■ WHAT IS BEING ASKED: Each line of the listing must be transcribed exactly, except for the images, which should be excluded.

■ STORED DATA:
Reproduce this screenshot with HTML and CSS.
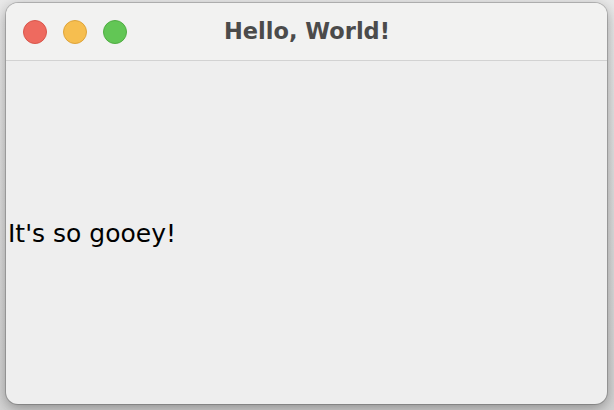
FILE: index.html
```html
<!DOCTYPE html>
<html>
<head>
<meta charset="utf-8">
<link rel="stylesheet" href="styles.css">
</head>
<body>
<div class="window">
  <div class="titlebar">
    <div class="lights">
      <span class="light red"></span>
      <span class="light yellow"></span>
      <span class="light green"></span>
    </div>
    <div class="title">Hello, World!</div>
  </div>
  <div class="content">
    <div class="label">It's so gooey!</div>
  </div>
</div>
</body>
</html>
```

FILE: styles.css
```css
html, body {
  margin: 0;
  padding: 0;
  width: 614px;
  height: 410px;
  overflow: hidden;
}
body {
  background: linear-gradient(#e9e9e9, #d4d4d4);
  padding: 3px 7px 6px 6px;
  box-sizing: border-box;
}
.window {
  width: 601px;
  height: 401px;
  border-radius: 12px;
  background: #eeeeee;
  box-shadow: 0 0 0 1px rgba(0,0,0,0.18), 0 4px 14px rgba(0,0,0,0.35);
  display: flex;
  flex-direction: column;
  overflow: hidden;
}
.titlebar {
  height: 57px;
  flex: none;
  background: #f2f2f1;
  border-bottom: 1px solid #d2d2d2;
  position: relative;
  display: flex;
  align-items: center;
  justify-content: center;
}
.lights {
  position: absolute;
  left: 17px;
  top: 17px;
  display: flex;
  gap: 16px;
}
.light {
  width: 24px;
  height: 24px;
  border-radius: 50%;
  box-sizing: border-box;
}
.red { background: #ee6a5f; border: 1px solid #d9564b; }
.yellow { background: #f6be4f; border: 1px solid #dea43a; }
.green { background: #62c655; border: 1px solid #50ad43; }
.title {
  font-family: "DejaVu Sans", sans-serif;
  font-weight: bold;
  font-size: 22.5px;
  color: #4b4b4b;
  margin-left: 1px;
  margin-bottom: 1px;
}
.content {
  flex: 1;
  display: flex;
  align-items: center;
}
.label {
  font-family: "DejaVu Sans", sans-serif;
  font-size: 25px;
  color: #000;
  margin-left: 2px;
  margin-top: 2px;
}
```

■ OUTPUT FOR THIS TASK:
Reproduce this screenshot with HTML and CSS.
FILE: index.html
```html
<!DOCTYPE html>
<html>
<head>
<meta charset="utf-8">
<link rel="stylesheet" href="styles.css">
</head>
<body>
<div class="window">
  <div class="titlebar">
    <div class="lights">
      <span class="light red"></span>
      <span class="light yellow"></span>
      <span class="light green"></span>
    </div>
    <div class="title">Hello, World!</div>
  </div>
  <div class="content">
    <div class="label">It's so gooey!</div>
  </div>
</div>
</body>
</html>
```

FILE: styles.css
```css
html, body {
  margin: 0;
  padding: 0;
  width: 614px;
  height: 410px;
  overflow: hidden;
}
body {
  background: linear-gradient(#e9e9e9, #d4d4d4);
  padding: 3px 7px 6px 6px;
  box-sizing: border-box;
}
.window {
  width: 601px;
  height: 401px;
  border-radius: 12px;
  background: #eeeeee;
  box-shadow: 0 0 0 1px rgba(0,0,0,0.18), 0 4px 14px rgba(0,0,0,0.35);
  display: flex;
  flex-direction: column;
  overflow: hidden;
}
.titlebar {
  height: 57px;
  flex: none;
  background: #f2f2f1;
  border-bottom: 1px solid #d2d2d2;
  position: relative;
  display: flex;
  align-items: center;
  justify-content: center;
}
.lights {
  position: absolute;
  left: 17px;
  top: 17px;
  display: flex;
  gap: 16px;
}
.light {
  width: 24px;
  height: 24px;
  border-radius: 50%;
  box-sizing: border-box;
}
.red { background: #ee6a5f; border: 1px solid #d9564b; }
.yellow { background: #f6be4f; border: 1px solid #dea43a; }
.green { background: #62c655; border: 1px solid #50ad43; }
.title {
  font-family: "DejaVu Sans", sans-serif;
  font-weight: bold;
  font-size: 22.5px;
  color: #4b4b4b;
  margin-left: 1px;
  margin-bottom: 1px;
}
.content {
  flex: 1;
  display: flex;
  align-items: center;
}
.label {
  font-family: "DejaVu Sans", sans-serif;
  font-size: 25px;
  color: #000;
  margin-left: 2px;
  margin-top: 2px;
}
```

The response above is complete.